### Exercise inputs ###

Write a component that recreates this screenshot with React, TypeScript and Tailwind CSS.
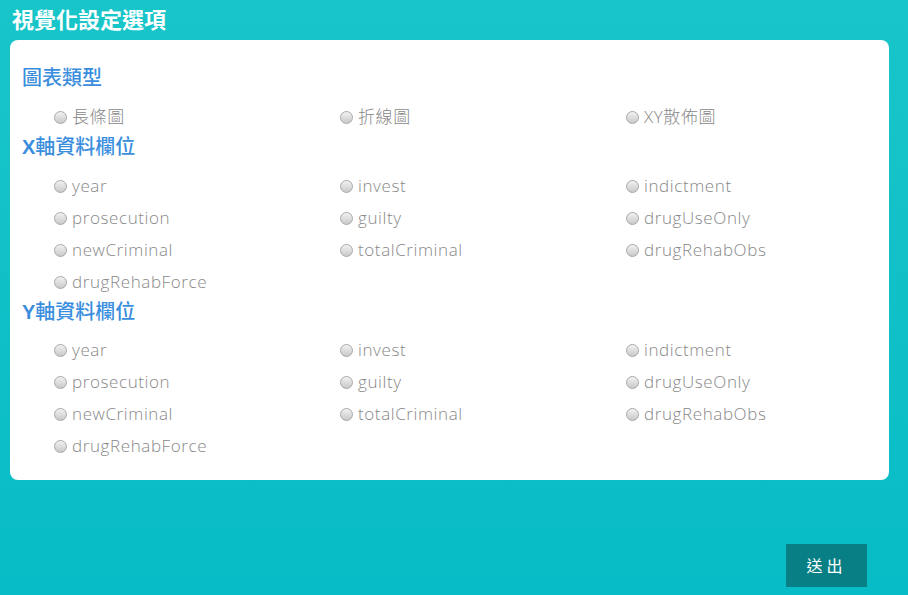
const fields = [
  "year",
  "invest",
  "indictment",
  "prosecution",
  "guilty",
  "drugUseOnly",
  "newCriminal",
  "totalCriminal",
  "drugRehabObs",
  "drugRehabForce",
];

const chartTypes = ["長條圖", "折線圖", "XY散佈圖"];

function Radio({ label }: { label: string }) {
  return (
    <label className="flex h-[32px] items-center gap-[5px] text-[17px] font-light tracking-[0.6px] text-[#888]">
      <span className="h-[13px] w-[13px] rounded-full border border-[#a8a8a8] bg-gradient-to-b from-[#f2f2f2] to-[#c9c9c9]" />
      <span>{label}</span>
    </label>
  );
}

function Section({
  axis,
  title,
  options,
  mb,
}: {
  axis?: string;
  title: string;
  options: string[];
  mb: string;
}) {
  return (
    <div>
      <h2
        className={`pl-[12px] text-[20px] font-medium leading-[28px] text-[#3a8edd] ${mb}`}
        style={{ fontFamily: '"Liberation Sans", "Noto Sans CJK TC", sans-serif' }}
      >
        {axis && <span className="font-bold">{axis}</span>}
        {title}
      </h2>
      <div className="grid grid-cols-[286px_286px_286px] pl-[44px]">
        {options.map((o) => (
          <Radio key={o} label={o} />
        ))}
      </div>
    </div>
  );
}

export default function App() {
  return (
    <main
      className="flex h-[595px] w-[908px] flex-col bg-gradient-to-b from-[#18c5c9] to-[#07bcc6]"
      style={{ fontFamily: '"Open Sans", "Noto Sans CJK TC", sans-serif' }}
    >
      <h1
        className="flex h-[40px] items-center pl-[12px] text-[22px] font-semibold text-white"
        style={{ fontFamily: '"Liberation Serif", "Noto Sans CJK TC", serif' }}
      >
        視覺化設定選項
      </h1>
      <section className="mx-[10px] w-[879px] rounded-[8px] bg-white pb-[18px] pt-[24px]">
        <Section title="圖表類型" options={chartTypes} mb="mb-[9px]" />
        <Section axis="X" title="軸資料欄位" options={fields} mb="mb-[9px]" />
        <Section axis="Y" title="軸資料欄位" options={fields} mb="mb-[8px]" />
      </section>
      <div className="mt-[64px] flex justify-end pr-[41px]">
        <button className="h-[43px] w-[81px] bg-[#087f85] text-[16px] tracking-[4px] text-white">
          送出
        </button>
      </div>
    </main>
  );
}
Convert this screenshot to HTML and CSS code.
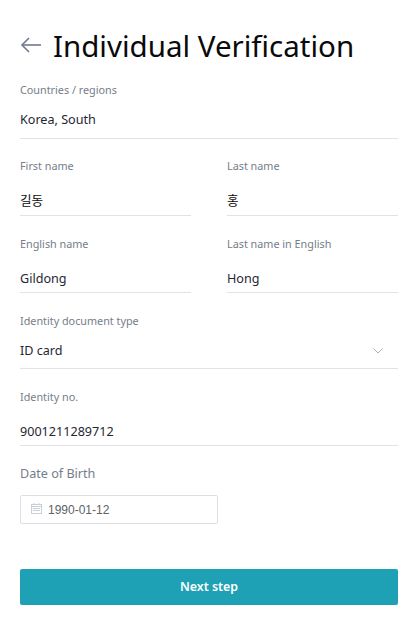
FILE: index.html
```html
<!DOCTYPE html>
<html lang="en">
<head>
    <meta charset="UTF-8">
    <meta name="viewport" content="width=device-width, initial-scale=1.0">
    <title>Individual Verification</title>
    <link rel="stylesheet" href="styles.css">
</head>
<body>
    <div class="page">
        <div class="header">
            <svg class="back" width="22" height="16" viewBox="0 0 22 16" fill="none" stroke="#6f7a8a" stroke-width="1.6">
                <path d="M21 8H2"/>
                <path d="M9 1L2 8l7 7"/>
            </svg>
            <h1>Individual Verification</h1>
        </div>

        <div class="field country">
            <div class="label">Countries / regions</div>
            <div class="value fixed">Korea, South</div>
        </div>

        <div class="row">
            <div class="field">
                <div class="label">First name</div>
                <div class="value ko">길동</div>
            </div>
            <div class="field">
                <div class="label">Last name</div>
                <div class="value ko">홍</div>
            </div>
        </div>

        <div class="row">
            <div class="field">
                <div class="label">English name</div>
                <div class="value">Gildong</div>
            </div>
            <div class="field">
                <div class="label">Last name in English</div>
                <div class="value">Hong</div>
            </div>
        </div>

        <div class="field">
            <div class="label">Identity document type</div>
            <div class="value select">
                <span>ID card</span>
                <svg class="chevron" width="10" height="6" viewBox="0 0 10 6" fill="none" stroke="#a3b4c6" stroke-width="1">
                    <path d="M.5.5L5 5 9.5.5"/>
                </svg>
            </div>
        </div>

        <div class="field">
            <div class="label">Identity no.</div>
            <div class="value">9001211289712</div>
        </div>

        <div class="date-label">Date of Birth</div>
        <div class="date-input">
            <svg class="calendar" width="11" height="11" viewBox="0 0 11 11" fill="none" stroke="#c9d0d9" stroke-width="1">
                <rect x=".5" y="1.5" width="10" height="9"/>
                <path d="M.5 3.5h10M3 0v2M8 0v2M2 5.5h7M2 7.5h7"/>
            </svg>
            <span>1990-01-12</span>
        </div>

        <button class="next">Next step</button>
    </div>
</body>
</html>
```

FILE: styles.css
```css
body {
    font-family: "Noto Sans", sans-serif;
    background-color: #fff;
    margin: 0;
    padding: 0;
}

.page {
    width: 378px;
    padding: 25px 11px 0 20px;
}

.header {
    display: flex;
    align-items: center;
    height: 42px;
    margin-bottom: 15px;
}

.back {
    margin-right: 11px;
    margin-bottom: 2px;
}

h1 {
    margin: 0;
    font-size: 29.5px;
    font-weight: 400;
    line-height: 42px;
    color: #0a0a0a;
}

.row {
    display: flex;
    gap: 36px;
}

.row .field {
    flex: 1;
}

.field {
    margin-bottom: 20px;
    border-bottom: 1px solid #e0e2e6;
}

.country {
    margin-bottom: 19px;
}

.label {
    font-size: 10.8px;
    line-height: 16px;
    color: #757d8a;
}

.value {
    margin-top: 18px;
    font-size: 12.6px;
    line-height: 18px;
    padding-bottom: 4px;
    color: #1f2733;
}

.fixed {
    margin-top: 13px;
    padding-bottom: 9px;
}

.ko {
    padding-bottom: 5px;
    font-family: "Noto Sans", "Noto Sans CJK KR", sans-serif;
    color: #0a0a0a;
}

.select {
    display: flex;
    justify-content: space-between;
    align-items: center;
    margin-top: 13px;
    padding-bottom: 8px;
}

.chevron {
    margin-right: 15px;
}

.date-label {
    margin-top: -1px;
    margin-bottom: 12px;
    font-size: 12.6px;
    line-height: 18px;
    color: #757d8a;
}

.date-input {
    display: flex;
    align-items: center;
    gap: 6px;
    box-sizing: border-box;
    width: 198px;
    height: 29px;
    padding-left: 10px;
    border: 1px solid #dcdfe6;
    border-radius: 2px;
    font-family: "Liberation Sans", Arial, sans-serif;
    font-size: 12px;
    color: #606266;
}

.calendar {
    margin-bottom: 2px;
}

.next {
    display: block;
    width: 100%;
    height: 36px;
    margin-top: 45px;
    padding: 0 0 2px;
    border: none;
    border-radius: 2px;
    background-color: #1ea1b5;
    color: #fff;
    font-family: "Noto Sans", sans-serif;
    font-size: 12.4px;
    font-weight: 600;
    cursor: pointer;
}
```
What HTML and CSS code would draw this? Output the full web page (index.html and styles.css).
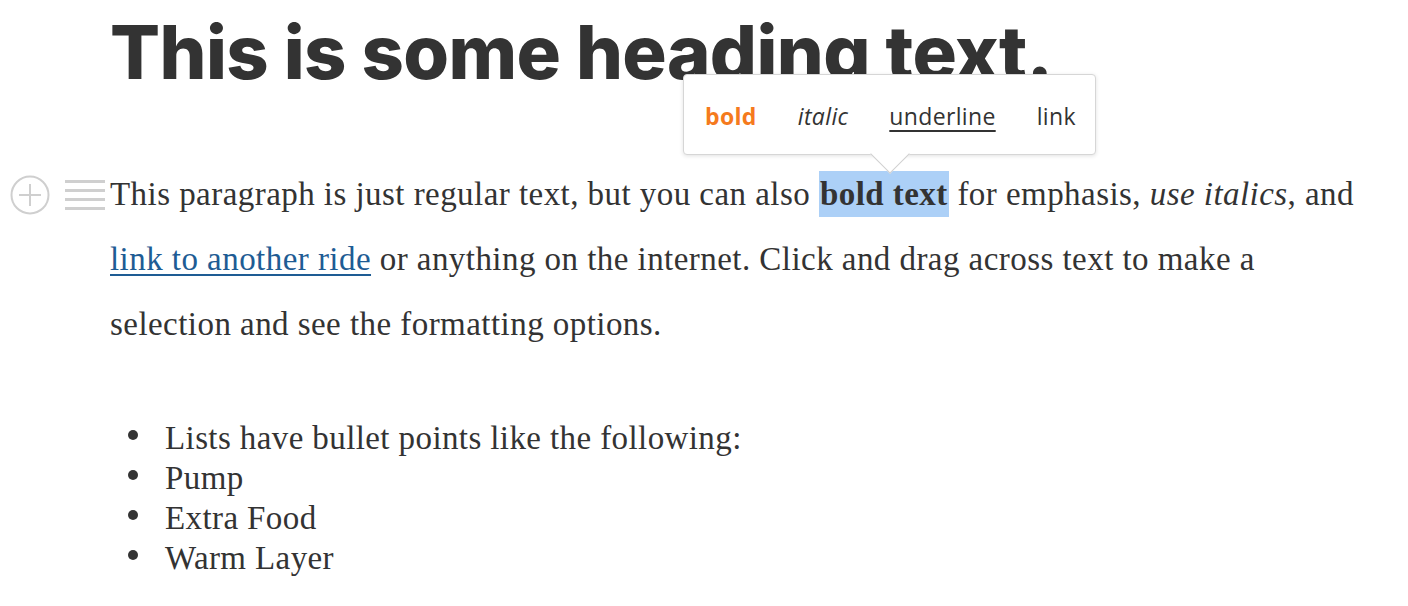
FILE: index.html
```html
<!DOCTYPE html>
<html>
<head>
<meta charset="utf-8">
<link rel="stylesheet" href="styles.css">
</head>
<body>
<div class="page">
  <h1 class="title">This is some heading text.</h1>
  <div class="block">
    <div class="gutter">
      <svg class="icon-plus" width="40" height="40" viewBox="0 0 40 40">
        <circle cx="20" cy="20" r="18.5" fill="none" stroke="#cfcfcf" stroke-width="2"/>
        <path d="M20 9V31M9 20H31" stroke="#cfcfcf" stroke-width="2"/>
      </svg>
      <svg class="icon-lines" width="40" height="32" viewBox="0 0 40 32">
        <path d="M0 2.5H40M0 11.5H40M0 20.5H40M0 29.5H40" stroke="#cfcfcf" stroke-width="3"/>
      </svg>
    </div>
    <p class="para">This paragraph is just regular text, but you can also <span class="sel"><b>bold text</b></span> for emphasis, <i>use italics</i>, and <a href="#" class="lnk">link to another ride</a> or anything on the internet. Click and drag across text to make a selection and see the formatting options.</p>
  </div>
  <ul class="list">
    <li>Lists have bullet points like the following:</li>
    <li>Pump</li>
    <li>Extra Food</li>
    <li>Warm Layer</li>
  </ul>
</div>
<div class="toolbar">
  <span class="tb-item tb-bold">bold</span>
  <span class="tb-item tb-italic">italic</span>
  <span class="tb-item tb-under">underline</span>
  <span class="tb-item">link</span>
  <span class="tb-arrow"></span>
</div>
</body>
</html>
```
FILE: styles.css
```css
html, body {
  margin: 0;
  padding: 0;
  background: #fff;
  color: #333;
}
.page {
  padding-left: 110px;
}
.title {
  font-family: "Inter", "Liberation Sans", sans-serif;
  font-weight: 800;
  font-size: 74px;
  letter-spacing: -0.6px;
  line-height: 100px;
  margin: 0;
  padding-top: 2px;
  color: #333;
}
.block {
  position: relative;
  margin-top: 60px;
  width: 1260px;
}
.gutter {
  position: absolute;
  left: -100px;
  top: 13px;
  display: flex;
  align-items: center;
  gap: 15px;
}
.icon-plus, .icon-lines { display: block; }
.para {
  margin: 0;
  font-family: "Liberation Serif", serif;
  font-size: 33px;
  letter-spacing: 0.45px;
  line-height: 65px;
  color: #333;
}
.sel {
  background: #acd0f7;
  padding: 5px 1px;
}
.lnk {
  color: #1e5c94;
  text-decoration: underline;
  text-underline-offset: 4px;
  text-decoration-thickness: 2px;
}
.list {
  list-style: none;
  margin: 61px 0 0 0;
  padding-left: 55px;
  font-family: "Liberation Serif", serif;
  font-size: 33px;
  letter-spacing: 0.4px;
  line-height: 40px;
  color: #333;
}
.list li::before {
  content: "";
  display: inline-block;
  width: 10px;
  height: 10px;
  border-radius: 50%;
  background: #333;
  margin-left: -37px;
  margin-right: 27px;
  vertical-align: 0.26em;
}
.toolbar {
  position: absolute;
  left: 683px;
  top: 74px;
  width: 413px;
  height: 81px;
  box-sizing: border-box;
  background: #fff;
  border: 1px solid #d6d6d6;
  border-radius: 4px;
  box-shadow: 0 1px 4px rgba(0,0,0,0.12);
  display: flex;
  align-items: center;
  padding-left: 21px;
  gap: 41px;
  font-family: "Open Sans", "Liberation Sans", sans-serif;
  font-size: 23px;
  letter-spacing: 0.35px;
  color: #333;
}
.tb-item { display: block; line-height: 30px; margin-top: 2px; }
.tb-bold { color: #f57a1d; font-weight: 700; }
.tb-italic { font-style: italic; }
.tb-under { text-decoration: underline; text-underline-offset: 5px; }
.tb-arrow {
  position: absolute;
  left: 192px;
  bottom: -14px;
  width: 27px;
  height: 27px;
  background: #fff;
  border-right: 1px solid #d0d0d0;
  border-bottom: 1px solid #d0d0d0;
  transform: rotate(45deg);
}
```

###

Task objective: Give only the number of lines in the records that contain the string "page".

Exercise response: 5